If people, she says, are discerning enough, they can see work-life balance despite the stresses now taking over the entire year. “As an industry, we've forgotten how to say no because it has become a tradition - we have to deliver. If we don't, somebody else will.”
Not everybody has the agency to say no or put their foot down. Quite often, the question of pending bills and images of food on the table for family members make ad folk agree to harsh work practices.
“Leaders who are connected to their teams are people who are torn between business pressure and work culture every day. It is torture.”
Aalap Desai
Fundamental’s co-founder agrees. “It is a conversation of privilege because there are very few who have the guts to break away, have the resilience to be able to do it, and able to sustain the breakaway.”

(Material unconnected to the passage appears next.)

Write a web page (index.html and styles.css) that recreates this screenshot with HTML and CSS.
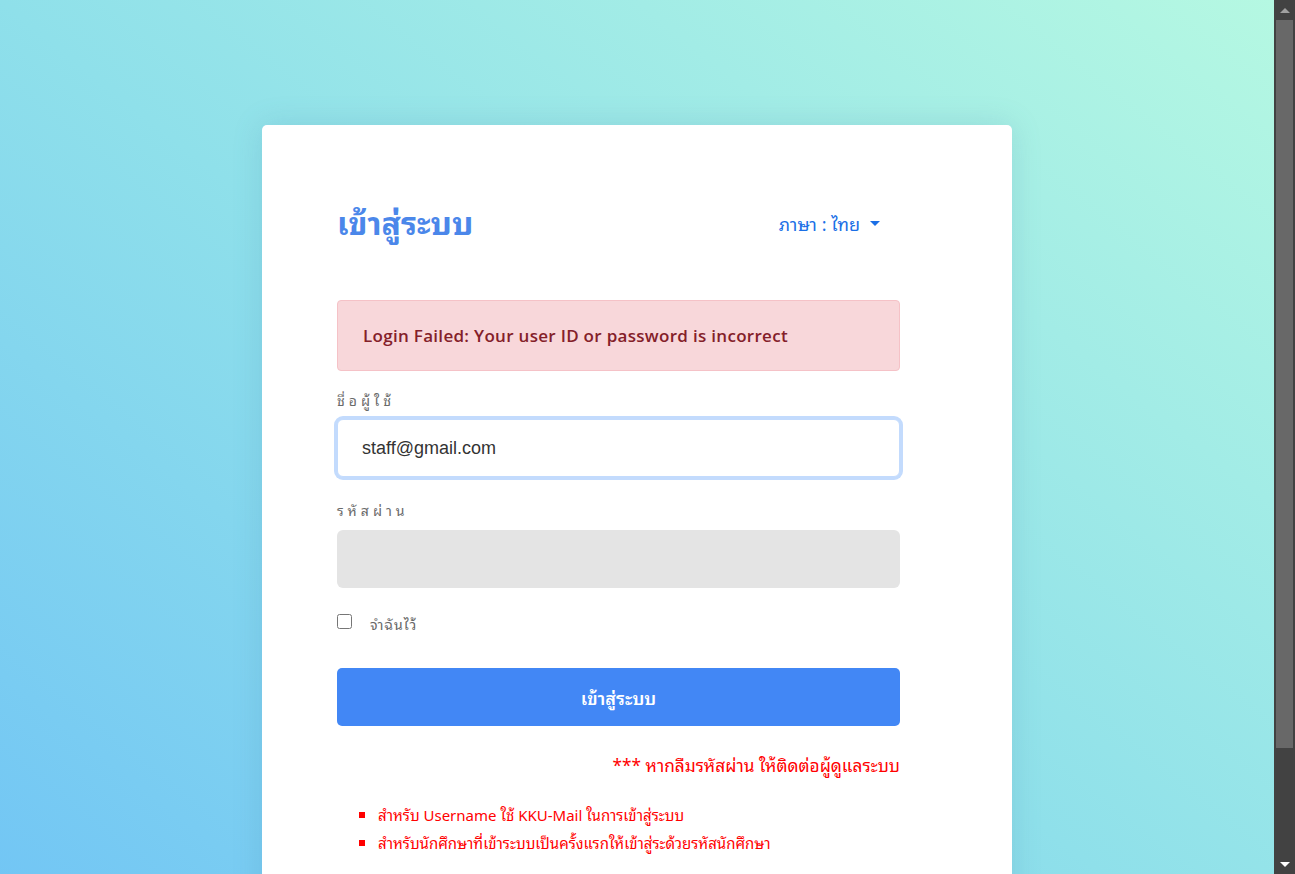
FILE: index.html
```html
<!DOCTYPE html>
<html lang="th">
<head>
<meta charset="utf-8">
<title>เข้าสู่ระบบ</title>
<link rel="stylesheet" href="styles.css">
</head>
<body>
<main class="page">
  <section class="card">
    <div class="card-header">
      <h1 class="title">เข้าสู่ระบบ</h1>
      <div class="lang">ภาษา : ไทย <span class="caret"></span></div>
    </div>
    <div class="alert">Login Failed: Your user ID or password is incorrect</div>
    <form class="form">
      <label class="label" for="user">ชื่อผู้ใช้</label>
      <input id="user" class="input input-focus" type="text" value="staff@gmail.com">
      <label class="label label-pass" for="pass">รหัสผ่าน</label>
      <input id="pass" class="input input-pass" type="password" value="">
      <div class="remember">
        <input type="checkbox" class="check" id="rem">
        <label for="rem" class="remember-label">จำฉันไว้</label>
      </div>
      <button type="button" class="btn">เข้าสู่ระบบ</button>
    </form>
    <p class="forgot">*** หากลืมรหัสผ่าน ให้ติดต่อผู้ดูแลระบบ</p>
    <ul class="notes">
      <li>สำหรับ Username ใช้ KKU-Mail ในการเข้าสู่ระบบ</li>
      <li>สำหรับนักศึกษาที่เข้าระบบเป็นครั้งแรกให้เข้าสู่ระด้วยรหัสนักศึกษา</li>
    </ul>
  </section>
</main>
<div class="scrollbar" aria-hidden="true">
  <div class="sb-btn sb-up"></div>
  <div class="sb-track"><div class="sb-thumb"></div></div>
  <div class="sb-btn sb-down"></div>
</div>
</body>
</html>
```

FILE: styles.css
```css
html {
  background: #6fc4f5;
  scrollbar-width: none;
}
html::-webkit-scrollbar {
  display: none;
}
body {
  margin: 0;
  font-family: "Noto Sans Thai Looped", "Noto Sans", "Noto Sans Thai", "Liberation Sans", sans-serif;
  background: linear-gradient(to top right, #6ec2f6 0%, #8fe0ea 50%, #b5f8e2 100%);
  min-height: 1008px;
  width: 1274px;
}
.page {
  padding: 125px 0 58px 262px;
  width: 750px;
}
.card {
  background: #fff;
  border-radius: 5px;
  box-shadow: 0 0 30px rgba(60, 120, 160, 0.18);
  padding: 76px 112px 95px 75px;
}
.card-header {
  display: flex;
  justify-content: space-between;
  align-items: center;
  height: 40px;
}
.title {
  margin: 0;
  font-size: 32px;
  font-weight: 700;
  color: #4b87ea;
  line-height: 40px;
}
.lang {
  color: #1a6fe6;
  font-size: 18px;
  margin-right: 20px;
  padding-top: 4px;
  display: flex;
  align-items: center;
}
.caret {
  display: inline-block;
  margin-left: 10px;
  width: 0;
  height: 0;
  border-left: 5px solid transparent;
  border-right: 5px solid transparent;
  border-top: 5px solid #1a6fe6;
}
.alert {
  margin-top: 59px;
  background: #f8d7da;
  border: 1px solid #f5c2c7;
  border-radius: 4px;
  color: #842029;
  font-family: "Open Sans", "Noto Sans", sans-serif;
  font-weight: 600;
  font-size: 17px;
  letter-spacing: 0.3px;
  line-height: 27px;
  padding: 21px 25px;
}
.form {
  display: flex;
  flex-direction: column;
}
.label {
  margin-top: 19px;
  font-size: 14px;
  line-height: 20px;
  color: #6a6a6a;
  letter-spacing: 4px;
}
.input {
  box-sizing: border-box;
  width: 100%;
  height: 58px;
  margin-top: 9px;
  border-radius: 6px;
  border: 1px solid transparent;
  font-family: "Liberation Sans", Arial, sans-serif;
  font-size: 18px;
  color: #333;
  padding: 0 24px;
  outline: none;
}
.input-focus {
  background: #fff;
  border-color: #c3dbfd;
  box-shadow: 0 0 0 3px #c3dbfd;
}
.label-pass {
  margin-top: 23px;
}
.input-pass {
  background: #e4e4e4;
  margin-top: 10px;
}
.remember {
  display: flex;
  align-items: center;
  margin-top: 24px;
  height: 18px;
}
.check {
  margin: 0;
  width: 15px;
  height: 15px;
}
.remember-label {
  margin-left: 18px;
  font-size: 14px;
  color: #666;
  letter-spacing: 1px;
  padding-top: 4px;
}
.btn {
  margin-top: 38px;
  height: 58px;
  border: 0;
  border-radius: 5px;
  background: #4287f5;
  color: #fff;
  font-family: inherit;
  font-size: 18px;
  font-weight: 600;
}
.forgot {
  margin: 26px 0 0;
  text-align: right;
  color: #f00;
  font-size: 17.3px;
  line-height: 24px;
}
.notes {
  margin: 24px 0 0;
  padding-left: 41px;
  list-style: square;
  color: #f00;
  font-size: 15px;
  line-height: 28px;
}
.scrollbar {
  position: fixed;
  top: 0;
  right: 0;
  width: 21px;
  height: 100vh;
  background: #424242;
  display: flex;
  flex-direction: column;
}
.sb-btn {
  height: 20px;
  flex: none;
  display: flex;
  align-items: center;
  justify-content: center;
}
.sb-up::before,
.sb-down::before {
  content: "";
  width: 0;
  height: 0;
  border-left: 5px solid transparent;
  border-right: 5px solid transparent;
}
.sb-up::before {
  border-bottom: 5px solid #a0a0a0;
}
.sb-down::before {
  border-top: 5px solid #ffffff;
}
.sb-track {
  flex: 1;
  padding: 0 2px 106px;
}
.sb-thumb {
  height: 100%;
  background: #686868;
}
```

It has to come from the top
Change always comes from the top. Management scholars Donald Hambrick’s and P Mason’s ‘Upper echelons theory’ says organisational outcome depends on the managerial background of its top-level leaders – people make the place.
Balancing steady and a manageable workload whilst keeping the bottom-line healthy is easier said than done in a sector where margins are barely visible and there is always someone ready to serve a client at a cheaper rate than yours.
“The pressure on numbers and business is at an all-time high, the losses have piled up and the top brass is under pressure to deliver them or their jobs will be at stake. It is not that they don’t understand the issues but they too have bills to pay. They are just under too much pressure,” remarks Desai.
He goes on to agree that it does not justify business being prioritised over solutions. “They need to start being less scared and prioritising solutions just like they prioritise business. Just because it doesn’t affect their position in the company, doesn’t mean that these solutions don’t matter.”
While people do make the place, sometimes they occupy such an influential position that it becomes hard to move forward.
Publicis Worldwide’s Sinha harked to it during our conversation saying conversations and decisions no longer remain about the brand but about that person. “I've seen good ideas being crushed within meeting rooms because the CMO or the CCO or the creative head may not like it,” she states.
Such a culture creates hindrances because when a person becomes bigger than the agency, it begins to harm everybody.
Legendary football manager Sir Alex Ferguson has always said nobody is bigger than Manchester United. He did not hesitate to sell David Beckham to Spanish football club Real Madrid because he felt his off-field life would hinder his on-field performance.
A growing rebel alliance
Since the past two years, there has been a steady ship of mid and senior-level people quitting their jobs at established and legacy advertising agencies to start their own agencies.
There is Talented, Fundamental, tgthr, Curativity, The Titus Upputuru Company, Steve and Priya’s upcoming creative agency, and many more.
It is a pointer to the dissatisfaction many have felt with the industry. Talented’s co-founders disclosed their employee handbook as an example of how one can do good work without breaking people’s backs.
“Leaders who are connected to their teams are people who are torn between business pressure and work culture every day. It is torture,” reveals Desai as the reason some of them left their jobs to start something on their own.
Fundamental’s Chakravarti feels not everyone will get to reap the benefits from this renaissance that happens every one or two generations and will benefit those who take a stand.
“Certain chunks of people will break away and certain people, especially the younger lot in today's world, will start drifting towards more peace of mind-giving pursuits,” she says.
The advertising industry is not a small machine; it is a beast, and changing it is, quite honestly, a near insurmountable task. It will need actions from everybody or a place so big and influential, everyone else will follow.
Until then, utopia remains an abstract concept.